The saga of the News’ journey from all-out attacks on Trump to more-measured criticism isn’t particularly extraordinary. The left-leaning News was all over Trump throughout the campaign. Its implacable hostility was the work of editor Jim Rich, who initially had the support of publisher Mortimer Zuckerman for his stand. But over the course of the year, the paper’s leadership became less convinced of the wisdom of Rich’s decisions. They believed the unrelenting abuse thrown at Trump was having an impact on their circulation. While most liberal publications got little pushback from their position on Trump, the News’ readership is made up of working-class New Yorkers in the outer boroughs of the city who liked the billionaire’s aggressive nationalism and politically incorrect style.

The left-leaning News was all over Trump throughout the campaign. Its implacable hostility was the work of editor Jim Rich, who initially had the support of publisher Mortimer Zuckerman for his stand.

Rich was eventually forced out, resigning in October 2016. Though the decision was ostensibly a dispute about budget cuts, it is believed that Rich’s over-the-top belligerence toward Trump was the real reason.

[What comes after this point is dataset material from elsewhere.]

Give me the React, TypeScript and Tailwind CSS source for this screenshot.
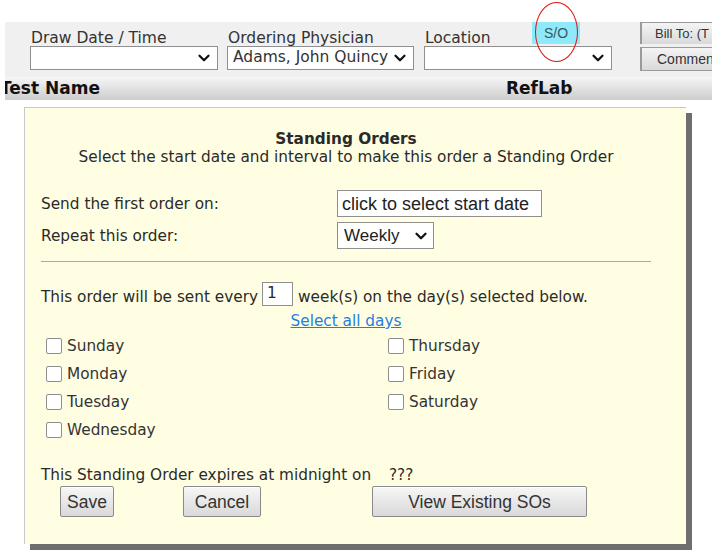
import { ChevronDown } from "lucide-react";

const sans = "font-['DejaVu_Sans',Verdana,sans-serif]";
const arial = "font-['Liberation_Sans',Arial,sans-serif]";

function Select({ value, w }: { value?: string; w: string }) {
  return (
    <div
      className={`${w} h-[24px] bg-white border border-[#8f8f8f] flex items-center justify-between pl-[5px] pr-[4px] ${sans} text-[15.5px] text-[#333]`}
    >
      <span className="truncate">{value}</span>
      <ChevronDown className="w-[18px] h-[18px] shrink-0 text-[#111]" strokeWidth={3} />
    </div>
  );
}

function Field({ label, value, w }: { label: string; value?: string; w: string }) {
  return (
    <div className="flex flex-col">
      <div className={`${sans} text-[15.5px] leading-[16px] text-[#333] pt-[8px] pl-[1px]`}>{label}</div>
      <Select value={value} w={w} />
    </div>
  );
}

function GrayButton({ label, w }: { label: string; w: string }) {
  return (
    <button
      className={`${w} h-[31px] border border-[#8a8a8a] rounded-[2px] bg-gradient-to-b from-[#f7f7f7] to-[#d9d9d9] ${arial} text-[17.5px] text-[#333] shadow-[inset_0_1px_0_#fff]`}
    >
      {label}
    </button>
  );
}

function Day({ label }: { label: string }) {
  return (
    <label className="flex items-center h-[28px] gap-[5px]">
      <span className="w-[16px] h-[16px] bg-white border border-[#8e8e8e] rounded-[2px] ml-[5px]" />
      <span>{label}</span>
    </label>
  );
}

export default function App() {
  return (
    <div className={`w-[718px] h-[559px] bg-white overflow-hidden ${sans}`}>
      {/* order header */}
      <div className="mt-[22px] ml-[5px] w-[707px] bg-[#f0f0f0]">
        <div className="flex h-[55px] pl-[25px]">
          <Field label="Draw Date / Time" w="w-[188px]" />
          <div className="ml-[9px]">
            <Field label="Ordering Physician" value="Adams, John Quincy" w="w-[187px]" />
          </div>
          <div className="ml-[10px] relative">
            <Field label="Location" w="w-[188px]" />
            <button
              className={`absolute left-[108px] top-0 w-[48px] h-[22px] bg-[#8eeaf8] ${arial} text-[14px] text-[#3a5560]`}
            >
              S/O
            </button>
            <div className="absolute left-[111px] -top-[20px] w-[43px] h-[60px] rounded-[50%] border-[1.5px] border-[#e01010]" />
          </div>
          <div className="ml-auto flex flex-col gap-[3px] w-[72px] overflow-hidden">
            <div
              className={`h-[22px] w-[90px] border-l-2 border-t border-[#9a9a9a] bg-gradient-to-b from-[#f4f4f4] to-[#dadada] ${arial} text-[13px] text-[#333] pl-[13px] flex items-center whitespace-nowrap`}
            >
              Bill To: (T
            </div>
            <div
              className={`h-[24px] w-[90px] border-l-2 border-t border-b border-[#9a9a9a] bg-gradient-to-b from-[#f4f4f4] to-[#dadada] ${arial} text-[14px] text-[#333] pl-[15px] flex items-center whitespace-nowrap`}
            >
              Comment
            </div>
          </div>
        </div>
        <div className="h-[23px] flex items-center bg-gradient-to-b from-[#f6f6f6] to-[#cdcdcd] font-bold text-[17px] text-[#111] overflow-hidden">
          <span className="-ml-[5px] w-[506px]">Test Name</span>
          <span>RefLab</span>
        </div>
      </div>

      {/* standing orders dialog */}
      <div className="mt-[7px] ml-[24px] w-[662px] h-[437px] bg-[#fffee3] border-l border-t border-[#c9c9c9] shadow-[6px_6px_0_#6e6e6e] pl-[16px] pr-[35px] pt-[22px] text-[15.3px] leading-[18px] text-[#2a2a2a]">
        <div className="text-center">
          <div className="font-bold leading-[18px]">Standing Orders</div>
          <div className="leading-[19px]">
            Select the start date and interval to make this order a Standing Order
          </div>
        </div>

        <div className="grid grid-cols-[296px_1fr] items-center gap-y-[5px] mt-[23px]">
          <span>Send the first order on:</span>
          <div
            className={`w-[205px] h-[27px] bg-white border border-[#8f8f8f] ${arial} text-[18px] text-[#222] pl-[4px] flex items-center whitespace-nowrap`}
          >
            click to select start date
          </div>
          <span>Repeat this order:</span>
          <div
            className={`w-[97px] h-[27px] bg-white border border-[#8f8f8f] ${arial} text-[17px] text-[#222] pl-[6px] pr-[3px] flex items-center justify-between`}
          >
            Weekly
            <ChevronDown className="w-[18px] h-[18px] text-[#111]" strokeWidth={3} />
          </div>
        </div>

        <div className="h-px bg-[#a9a9a9] mt-[12px]" />

        <div className="flex items-start mt-[20px]">
          <span className="pt-[6px]">This order will be sent every</span>
          <span className="w-[31px] h-[24px] bg-white border border-[#8f8f8f] ml-[4px] mr-[5px] pl-[4px] leading-[20px]">
            1
          </span>
          <span className="pt-[6px]">week(s) on the day(s) selected below.</span>
        </div>
        <div className="text-center mt-[6px]">
          <a className="text-[#1e7fe0] underline cursor-pointer">Select all days</a>
        </div>

        <div className="grid grid-cols-[342px_1fr] mt-[2px] text-[#333]">
          <div className="flex flex-col">
            <Day label="Sunday" />
            <Day label="Monday" />
            <Day label="Tuesday" />
            <Day label="Wednesday" />
          </div>
          <div className="flex flex-col">
            <Day label="Thursday" />
            <Day label="Friday" />
            <Day label="Saturday" />
          </div>
        </div>

        <div className="flex mt-[22px]">
          <span className="w-[348px]">This Standing Order expires at midnight on</span>
          <span>???</span>
        </div>
        <div className="flex mt-[2px]">
          <div className="ml-[19px]">
            <GrayButton label="Save" w="w-[54px]" />
          </div>
          <div className="ml-[69px]">
            <GrayButton label="Cancel" w="w-[78px]" />
          </div>
          <div className="ml-[111px]">
            <GrayButton label="View Existing SOs" w="w-[215px]" />
          </div>
        </div>
      </div>
    </div>
  );
}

Rich’s successor, Arthur Browne, is no supporter of Trump, but as the editor told Politico, after spending more than a year depicting Trump as a clown who was a certain loser, the paper needed to reevaluate its strategy. Once he became the president-elect, the News editor felt the paper’s criticism should focus on his policies rather than merely continuing the assault on Trump’s character. He has backed that up with consistently critical coverage and has approved front pages that referred to the president with the following language: “NUTS!” “WAR ON TRUTH,” “BANANAS!” and “POOR BABY!” He even mourned the election result with a “HOUSE OF HORRORS” headline. But that wasn’t extreme enough for the uniformly liberal staff of the News, which longed for more depictions of Trump like the one Rich ran showing him beheading the Statue of Liberty. Politico even came up with some suggestions for insulting front-page headlines. The newsroom was particularly upset when the paper ran a neutral front page about the inauguration. According to News insiders, “the dissent is probably close to unanimous.”

The morale of the left-wing employees of the News and the paper’s meandering journey from hysteria about Trump to run-of-the-mill liberal opposition is not a particularly compelling story. But what is interesting is not merely the bad reviews that Browne’s relative restraint has gotten from his staff but the fact that they think there is nothing egregious about openly demanding that the paper’s coverage be so skewed.

The Trump administration is a challenge for all journalists because of the president’s refusal to play by the normal rules of behavior. His allergy to the truth, bizarre use of Twitter, and belief that he’s entitled to say anything, no matter how awful or false, about anyone who criticizes him make it hard to take the time to be fair to him or his policies. But many liberal journalists’ prejudice is so great that they have come to believe that even a pretense of objectivity is unnecessary. To the contrary, they think that nothing short of coverage designed to ridicule everything Trump’s administration does is required.

But by acting in this manner, they are merely confirming the belief of senior White House adviser Steve Bannon that the media are the real opposition party and, as Trump described it, the “enemy of the American people.” Such sentiments are antithetical to normal political warfare, in which it is understood that even if the press always tilts to the left, it is still a vital element in democracy. But when we read about an entire newsroom revolting because a paper abandons extremism and insult for a calmer form of opposition, it’s hard to argue with Bannon, even if Trump’s statement is an indefensible escalation of the conflict.

If journalists want to know why the public doesn’t trust them, or why some Republicans have given up on the idea of getting fair play from the media, the story of what happened at the New York Daily News provides a concise explanation. When journalists embrace bias as a virtue, they forfeit the respect of their readers.